Instructions for the task. Gather every line holding the string "this".

Data excerpt.
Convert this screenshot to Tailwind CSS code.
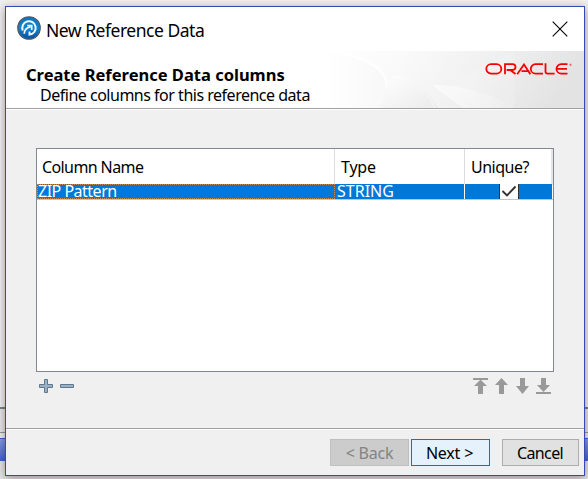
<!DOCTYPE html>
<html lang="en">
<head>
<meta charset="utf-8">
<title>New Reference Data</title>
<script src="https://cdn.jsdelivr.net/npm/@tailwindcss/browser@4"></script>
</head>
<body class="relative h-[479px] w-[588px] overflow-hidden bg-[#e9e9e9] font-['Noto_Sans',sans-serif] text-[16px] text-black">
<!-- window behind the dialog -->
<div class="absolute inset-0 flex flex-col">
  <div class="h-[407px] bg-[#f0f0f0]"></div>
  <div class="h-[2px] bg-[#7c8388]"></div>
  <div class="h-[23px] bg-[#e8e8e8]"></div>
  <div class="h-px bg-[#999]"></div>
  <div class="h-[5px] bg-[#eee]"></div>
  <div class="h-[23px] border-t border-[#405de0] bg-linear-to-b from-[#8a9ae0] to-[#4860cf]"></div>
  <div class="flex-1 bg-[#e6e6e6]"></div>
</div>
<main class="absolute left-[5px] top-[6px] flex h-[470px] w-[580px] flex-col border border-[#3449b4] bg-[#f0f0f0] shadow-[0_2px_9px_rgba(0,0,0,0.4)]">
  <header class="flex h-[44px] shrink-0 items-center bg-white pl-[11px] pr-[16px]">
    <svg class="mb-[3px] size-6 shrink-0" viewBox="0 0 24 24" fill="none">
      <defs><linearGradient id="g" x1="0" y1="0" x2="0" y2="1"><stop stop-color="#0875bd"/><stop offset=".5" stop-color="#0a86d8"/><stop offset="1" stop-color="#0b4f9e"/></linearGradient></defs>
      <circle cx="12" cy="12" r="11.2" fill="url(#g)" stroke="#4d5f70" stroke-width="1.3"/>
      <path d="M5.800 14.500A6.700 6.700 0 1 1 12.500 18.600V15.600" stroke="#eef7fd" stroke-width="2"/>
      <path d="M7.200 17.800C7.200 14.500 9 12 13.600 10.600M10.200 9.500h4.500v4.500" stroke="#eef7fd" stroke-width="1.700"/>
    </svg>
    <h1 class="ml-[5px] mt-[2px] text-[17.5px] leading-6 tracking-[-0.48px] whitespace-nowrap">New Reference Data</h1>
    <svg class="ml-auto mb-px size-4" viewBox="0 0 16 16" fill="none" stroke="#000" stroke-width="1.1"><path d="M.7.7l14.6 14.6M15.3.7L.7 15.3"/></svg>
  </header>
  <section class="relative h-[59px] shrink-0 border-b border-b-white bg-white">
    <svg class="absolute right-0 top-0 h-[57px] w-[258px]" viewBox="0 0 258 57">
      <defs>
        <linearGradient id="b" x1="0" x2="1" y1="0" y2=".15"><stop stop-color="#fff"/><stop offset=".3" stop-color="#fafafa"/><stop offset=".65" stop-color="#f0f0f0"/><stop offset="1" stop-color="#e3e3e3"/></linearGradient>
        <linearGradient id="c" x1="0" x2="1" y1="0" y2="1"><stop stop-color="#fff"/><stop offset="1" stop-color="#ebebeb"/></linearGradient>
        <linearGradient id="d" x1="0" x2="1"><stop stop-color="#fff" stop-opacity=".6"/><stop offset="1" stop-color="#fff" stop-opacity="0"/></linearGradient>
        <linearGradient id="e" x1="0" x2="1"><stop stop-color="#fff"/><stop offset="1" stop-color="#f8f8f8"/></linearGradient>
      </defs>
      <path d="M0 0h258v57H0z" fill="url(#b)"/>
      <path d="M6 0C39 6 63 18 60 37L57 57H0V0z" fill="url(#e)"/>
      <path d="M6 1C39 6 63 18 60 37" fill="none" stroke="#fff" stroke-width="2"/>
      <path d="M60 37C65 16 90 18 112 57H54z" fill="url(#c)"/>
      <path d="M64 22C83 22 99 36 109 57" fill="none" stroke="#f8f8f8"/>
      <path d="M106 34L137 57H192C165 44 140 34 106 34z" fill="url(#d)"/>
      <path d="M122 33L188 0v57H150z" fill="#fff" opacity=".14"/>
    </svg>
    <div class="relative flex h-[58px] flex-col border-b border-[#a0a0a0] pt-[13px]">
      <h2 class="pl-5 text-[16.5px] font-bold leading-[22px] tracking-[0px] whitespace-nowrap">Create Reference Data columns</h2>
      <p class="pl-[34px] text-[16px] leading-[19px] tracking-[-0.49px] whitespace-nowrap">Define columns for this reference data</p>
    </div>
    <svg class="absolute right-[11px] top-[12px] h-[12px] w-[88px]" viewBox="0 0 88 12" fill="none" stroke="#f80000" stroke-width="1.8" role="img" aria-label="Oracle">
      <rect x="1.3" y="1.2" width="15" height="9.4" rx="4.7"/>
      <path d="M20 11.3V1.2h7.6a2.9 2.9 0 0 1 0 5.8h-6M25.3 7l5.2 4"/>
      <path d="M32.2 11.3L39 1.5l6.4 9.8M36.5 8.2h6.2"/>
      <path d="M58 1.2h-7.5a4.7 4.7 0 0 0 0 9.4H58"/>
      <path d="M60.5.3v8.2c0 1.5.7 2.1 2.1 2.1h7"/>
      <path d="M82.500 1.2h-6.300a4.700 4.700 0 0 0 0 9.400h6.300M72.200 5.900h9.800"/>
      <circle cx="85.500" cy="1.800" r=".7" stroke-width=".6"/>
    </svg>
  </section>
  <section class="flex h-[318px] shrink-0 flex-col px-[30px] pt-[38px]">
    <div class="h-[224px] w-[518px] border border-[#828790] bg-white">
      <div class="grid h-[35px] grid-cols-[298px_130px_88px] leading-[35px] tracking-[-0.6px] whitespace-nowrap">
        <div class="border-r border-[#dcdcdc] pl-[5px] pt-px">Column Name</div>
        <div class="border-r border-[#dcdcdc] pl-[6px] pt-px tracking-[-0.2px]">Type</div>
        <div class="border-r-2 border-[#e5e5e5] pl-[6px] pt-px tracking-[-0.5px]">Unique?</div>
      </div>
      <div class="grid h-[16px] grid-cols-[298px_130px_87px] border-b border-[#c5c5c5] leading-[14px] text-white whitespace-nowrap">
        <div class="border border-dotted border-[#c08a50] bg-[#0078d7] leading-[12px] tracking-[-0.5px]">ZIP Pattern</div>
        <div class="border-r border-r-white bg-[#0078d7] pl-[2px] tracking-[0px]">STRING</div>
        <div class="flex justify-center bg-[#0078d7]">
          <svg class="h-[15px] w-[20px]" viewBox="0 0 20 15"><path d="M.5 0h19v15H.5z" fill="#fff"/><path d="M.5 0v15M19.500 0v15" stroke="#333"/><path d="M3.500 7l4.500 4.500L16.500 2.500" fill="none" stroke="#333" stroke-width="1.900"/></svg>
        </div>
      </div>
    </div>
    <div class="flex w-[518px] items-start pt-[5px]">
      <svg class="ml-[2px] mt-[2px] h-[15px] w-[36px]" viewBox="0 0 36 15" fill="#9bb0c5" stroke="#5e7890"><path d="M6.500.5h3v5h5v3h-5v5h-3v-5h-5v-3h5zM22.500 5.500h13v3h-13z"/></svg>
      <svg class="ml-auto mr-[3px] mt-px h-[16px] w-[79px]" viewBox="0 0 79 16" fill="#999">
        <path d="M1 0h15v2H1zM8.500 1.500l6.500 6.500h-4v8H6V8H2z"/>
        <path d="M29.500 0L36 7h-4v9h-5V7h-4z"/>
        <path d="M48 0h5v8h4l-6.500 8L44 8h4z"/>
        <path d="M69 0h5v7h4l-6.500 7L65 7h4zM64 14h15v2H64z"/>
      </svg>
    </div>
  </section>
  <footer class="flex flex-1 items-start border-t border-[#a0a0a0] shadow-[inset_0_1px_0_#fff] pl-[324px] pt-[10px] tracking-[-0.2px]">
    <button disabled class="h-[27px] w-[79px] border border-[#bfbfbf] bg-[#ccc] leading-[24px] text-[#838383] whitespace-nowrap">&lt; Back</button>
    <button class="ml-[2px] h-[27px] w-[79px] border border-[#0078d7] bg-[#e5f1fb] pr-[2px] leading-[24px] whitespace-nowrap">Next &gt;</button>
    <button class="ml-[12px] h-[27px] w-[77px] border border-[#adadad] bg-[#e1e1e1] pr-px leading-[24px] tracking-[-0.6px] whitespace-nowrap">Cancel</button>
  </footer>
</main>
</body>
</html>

Complete answer.
Convert this screenshot to Tailwind CSS code.
      <p class="pl-[34px] text-[16px] leading-[19px] tracking-[-0.49px] whitespace-nowrap">Define columns for this reference data</p>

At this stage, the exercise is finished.